Impact on Crypto Mining Costs: Many cryptocurrency mining operations rely on imported hardware, particularly advanced semiconductor chips and ASIC miners. If tariffs are imposed on these tech products, it can increase the operational costs for miners, potentially affecting profitability and leading to a relocation of mining operations to regions with lower costs and fewer trade restrictions.
Currency Devaluation and Crypto Adoption: In countries heavily impacted by tariffs, their national currency might weaken significantly. When a fiat currency depreciates rapidly, citizens and businesses might increasingly turn to cryptocurrencies (like Bitcoin or stablecoins) as an alternative means to preserve wealth or conduct transactions, seeking stability outside the traditional financial system. This has been observed in countries experiencing high inflation or economic instability.
Regulatory Scrutiny: Periods of trade tension and economic uncertainty can lead governments to increase their scrutiny of financial flows, including cryptocurrencies. They might impose stricter regulations to monitor digital assets, fearing their use to bypass capital controls or sanctions, which could impact investor confidence and market activity.
In essence, while there’s no direct tariff on cryptocurrency itself, the ripple effects of trade policies on global economics, investor behavior, and even the cost of crypto infrastructure can certainly influence the crypto market.
Can USA Influence Tether Via Tariffs?
While tariffs themselves don’t directly apply to a digital asset like Tether (USDT) in the same way they do to physical goods, the USA can absolutely influence Tether through broader regulatory and economic policies, which can be indirectly affected by trade tensions and tariff strategies.
Here’s how:
- Regulatory Scrutiny and Legislation:
- Direct Impact: The most significant way the USA influences Tether is through its regulatory framework. The recent GENIUS Act, signed into law by President Trump, is a prime example. This legislation creates a regulatory framework for stablecoins in the U.S., mandating things like 1:1 reserve backing with “safe assets” (primarily U.S. Treasuries), stringent audit requirements, and anti-money laundering (AML) standards.
- Tether’s Response: Tether has already stated its intention to comply with the GENIUS Act by either seeking registration for its existing USDT under the “foreign issuer pathway” or by launching a new U.S.-specific stablecoin designed to meet these domestic compliance standards. This shows direct influence through regulation.
- Trade-off for Access: The U.S. is a massive market. For Tether to operate legally and gain wider adoption within the U.S., it must adhere to these regulations. This gives the U.S. significant leverage.

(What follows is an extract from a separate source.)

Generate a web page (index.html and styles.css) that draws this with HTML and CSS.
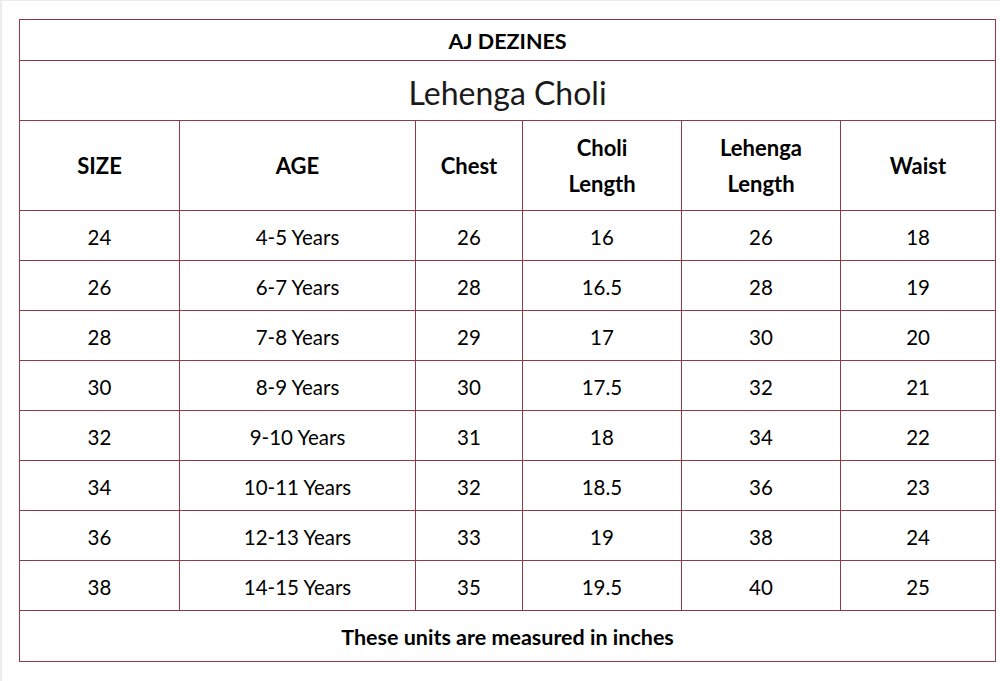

- Impact on U.S. Dollar Dominance:
- Tariffs and De-dollarization: Tariffs can create economic friction and encourage countries to seek alternatives to the U.S. dollar for trade and reserves. If the U.S. dollar’s role in international trade diminishes due to these tensions, it could indirectly impact the demand for dollar-pegged stablecoins like Tether.
- Stablecoins as a “Trojan Horse” for Dollar Dominance: Ironically, some argue that dollar-backed stablecoins, even those issued by foreign entities like Tether, actually reinforce U.S. dollar dominance by providing a digital, easily transferable form of the dollar globally. The U.S. government has an interest in maintaining the dollar’s global standing.
- Monetary Policy and U.S. Treasury Market (Indirect Influence):
- Tether’s Reserves: A substantial portion of Tether’s reserves are held in the U.S. Treasury bills. This makes Tether a significant holder of U.S. government debt.
- Interest Rates and Demand: U.S. monetary policy (like interest rate changes) and the overall health of the U.S. Treasury market directly impact the value and stability of Tether’s reserves. While tariffs don’t directly dictate these, they can contribute to broader economic conditions that influence monetary policy and Treasury demand.
- Systemic Risk: The growing interdependence between stablecoins and the U.S. Treasury market means that any disruption in the Treasury market could negatively impact stablecoins, and vice-versa. The U.S. has a vested interest in the stability of both.
- Investor Sentiment and Economic Stability:
- Uncertainty from Tariffs: Economic uncertainty stemming from tariff disputes can lead to broader market volatility, including in cryptocurrencies. While Tether is designed to be stable, extreme market fear or a crisis of confidence in the U.S. dollar itself (though unlikely) could indirectly affect even stablecoins. Investors might shift to other assets if they perceive the U.S. economic outlook as significantly deteriorating.
In summary, while there isn’t a “tariff on Tether” itself, the U.S. exerts strong influence through its burgeoning regulatory framework for stablecoins, its overall economic policies (which can be shaped by tariffs), and the critical role of U.S. dollar-backed assets in Tether’s reserves. The recent GENIUS Act demonstrates a clear intent by the U.S. to bring Tether and other stablecoin issuers under its regulatory umbrella.